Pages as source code

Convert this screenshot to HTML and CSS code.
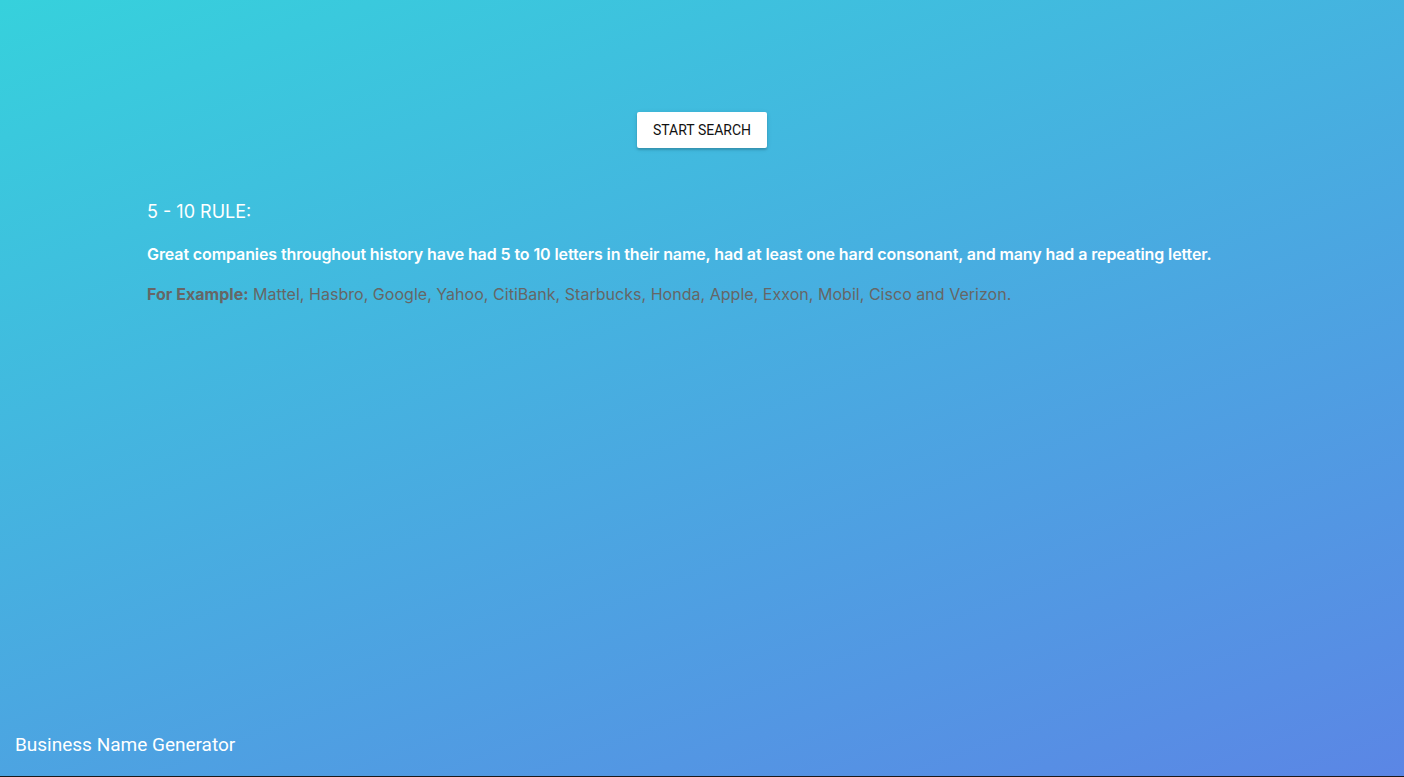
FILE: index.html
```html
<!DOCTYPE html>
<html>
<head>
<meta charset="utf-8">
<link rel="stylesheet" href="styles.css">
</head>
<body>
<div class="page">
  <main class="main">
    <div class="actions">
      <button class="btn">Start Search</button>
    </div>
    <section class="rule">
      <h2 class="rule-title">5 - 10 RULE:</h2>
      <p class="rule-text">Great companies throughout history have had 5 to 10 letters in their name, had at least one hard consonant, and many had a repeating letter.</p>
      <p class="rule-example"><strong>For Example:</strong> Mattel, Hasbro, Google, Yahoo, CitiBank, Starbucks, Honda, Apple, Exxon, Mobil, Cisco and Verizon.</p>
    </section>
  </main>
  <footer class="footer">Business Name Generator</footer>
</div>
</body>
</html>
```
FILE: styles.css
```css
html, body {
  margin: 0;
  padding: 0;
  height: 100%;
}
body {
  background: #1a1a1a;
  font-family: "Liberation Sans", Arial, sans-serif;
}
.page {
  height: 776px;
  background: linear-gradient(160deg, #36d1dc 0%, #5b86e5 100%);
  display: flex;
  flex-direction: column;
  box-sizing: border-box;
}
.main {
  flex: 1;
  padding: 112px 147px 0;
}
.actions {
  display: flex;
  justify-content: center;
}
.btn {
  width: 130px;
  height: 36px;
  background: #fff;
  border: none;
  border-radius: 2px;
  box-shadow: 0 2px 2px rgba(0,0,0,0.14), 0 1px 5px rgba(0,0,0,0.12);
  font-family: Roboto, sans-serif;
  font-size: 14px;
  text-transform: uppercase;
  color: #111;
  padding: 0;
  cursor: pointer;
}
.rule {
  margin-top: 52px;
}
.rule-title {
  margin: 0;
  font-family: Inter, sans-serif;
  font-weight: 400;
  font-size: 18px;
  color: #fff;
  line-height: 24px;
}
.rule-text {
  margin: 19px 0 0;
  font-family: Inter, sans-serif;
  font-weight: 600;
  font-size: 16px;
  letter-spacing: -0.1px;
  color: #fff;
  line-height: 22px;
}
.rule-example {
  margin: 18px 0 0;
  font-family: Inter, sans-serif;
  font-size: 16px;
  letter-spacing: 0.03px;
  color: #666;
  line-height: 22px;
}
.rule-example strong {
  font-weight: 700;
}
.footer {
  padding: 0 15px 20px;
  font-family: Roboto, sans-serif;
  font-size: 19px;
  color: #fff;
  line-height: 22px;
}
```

* * *

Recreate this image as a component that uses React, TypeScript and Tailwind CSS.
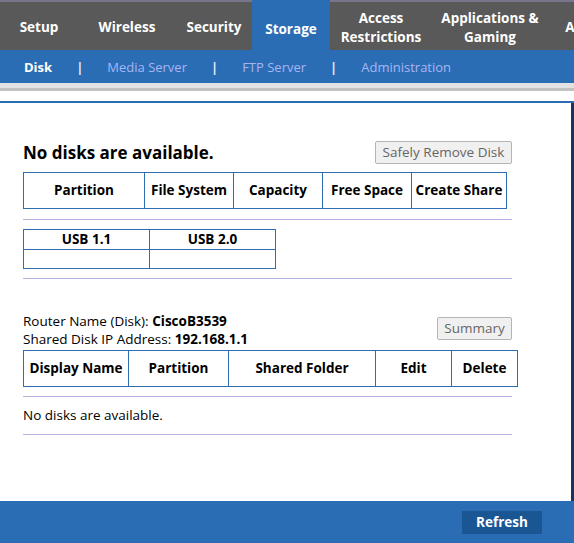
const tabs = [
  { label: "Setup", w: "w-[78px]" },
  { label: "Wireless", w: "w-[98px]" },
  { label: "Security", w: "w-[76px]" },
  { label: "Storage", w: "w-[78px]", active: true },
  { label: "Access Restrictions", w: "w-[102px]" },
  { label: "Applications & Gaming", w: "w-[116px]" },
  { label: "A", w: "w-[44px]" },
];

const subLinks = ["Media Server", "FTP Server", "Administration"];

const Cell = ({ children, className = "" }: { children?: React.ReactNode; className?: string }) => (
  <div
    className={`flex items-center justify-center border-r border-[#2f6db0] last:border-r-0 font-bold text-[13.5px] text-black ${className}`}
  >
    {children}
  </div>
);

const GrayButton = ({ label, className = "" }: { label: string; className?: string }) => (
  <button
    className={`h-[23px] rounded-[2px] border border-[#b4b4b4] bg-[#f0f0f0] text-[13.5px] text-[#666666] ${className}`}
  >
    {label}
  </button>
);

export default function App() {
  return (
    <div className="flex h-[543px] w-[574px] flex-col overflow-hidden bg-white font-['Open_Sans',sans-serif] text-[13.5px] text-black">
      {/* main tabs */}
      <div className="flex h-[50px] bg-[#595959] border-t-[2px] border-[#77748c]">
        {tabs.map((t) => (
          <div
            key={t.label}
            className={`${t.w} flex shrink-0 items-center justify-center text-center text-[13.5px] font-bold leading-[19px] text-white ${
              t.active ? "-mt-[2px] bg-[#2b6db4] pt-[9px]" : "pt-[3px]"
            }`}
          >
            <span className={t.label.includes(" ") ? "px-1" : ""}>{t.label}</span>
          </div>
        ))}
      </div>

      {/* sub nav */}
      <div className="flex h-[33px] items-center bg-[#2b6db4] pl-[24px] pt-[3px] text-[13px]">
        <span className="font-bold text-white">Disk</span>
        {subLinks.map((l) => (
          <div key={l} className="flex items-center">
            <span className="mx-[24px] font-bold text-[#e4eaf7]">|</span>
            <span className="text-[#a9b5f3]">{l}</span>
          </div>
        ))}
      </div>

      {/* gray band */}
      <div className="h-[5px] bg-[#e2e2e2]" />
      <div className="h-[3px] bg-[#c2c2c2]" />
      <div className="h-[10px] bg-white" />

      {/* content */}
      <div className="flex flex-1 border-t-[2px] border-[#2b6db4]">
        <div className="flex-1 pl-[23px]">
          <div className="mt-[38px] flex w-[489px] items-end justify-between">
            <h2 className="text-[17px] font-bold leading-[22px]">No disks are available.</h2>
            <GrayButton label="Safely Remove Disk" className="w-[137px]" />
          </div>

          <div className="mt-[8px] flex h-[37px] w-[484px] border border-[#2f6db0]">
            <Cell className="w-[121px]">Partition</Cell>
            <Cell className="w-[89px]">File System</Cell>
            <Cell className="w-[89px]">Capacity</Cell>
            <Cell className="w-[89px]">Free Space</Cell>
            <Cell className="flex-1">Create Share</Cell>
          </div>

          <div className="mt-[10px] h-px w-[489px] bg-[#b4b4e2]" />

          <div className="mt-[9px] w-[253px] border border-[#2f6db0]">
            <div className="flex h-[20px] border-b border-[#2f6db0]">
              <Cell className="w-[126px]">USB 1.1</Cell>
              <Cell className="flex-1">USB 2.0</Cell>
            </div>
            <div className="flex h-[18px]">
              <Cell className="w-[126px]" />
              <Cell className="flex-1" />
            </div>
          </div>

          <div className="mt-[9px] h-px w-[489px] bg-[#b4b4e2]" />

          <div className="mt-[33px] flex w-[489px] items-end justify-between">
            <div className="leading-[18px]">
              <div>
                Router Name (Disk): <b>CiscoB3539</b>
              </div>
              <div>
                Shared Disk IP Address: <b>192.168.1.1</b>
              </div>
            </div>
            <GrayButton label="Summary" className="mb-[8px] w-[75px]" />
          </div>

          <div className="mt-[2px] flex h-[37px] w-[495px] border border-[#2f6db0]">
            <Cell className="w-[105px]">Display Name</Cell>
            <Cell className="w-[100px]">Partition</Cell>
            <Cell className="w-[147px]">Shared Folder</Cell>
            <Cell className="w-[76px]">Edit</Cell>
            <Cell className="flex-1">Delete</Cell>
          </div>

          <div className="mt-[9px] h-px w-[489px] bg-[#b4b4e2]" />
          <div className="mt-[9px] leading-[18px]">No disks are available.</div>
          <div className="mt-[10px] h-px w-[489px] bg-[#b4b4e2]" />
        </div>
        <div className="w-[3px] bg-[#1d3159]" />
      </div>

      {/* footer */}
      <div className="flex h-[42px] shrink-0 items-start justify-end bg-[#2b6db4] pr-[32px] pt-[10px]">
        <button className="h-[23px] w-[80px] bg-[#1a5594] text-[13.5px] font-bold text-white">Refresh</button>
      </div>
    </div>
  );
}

*The task*
Check each line of the material above for "this" and say how many lines contain it, giving the number alone.

*Full answer*
2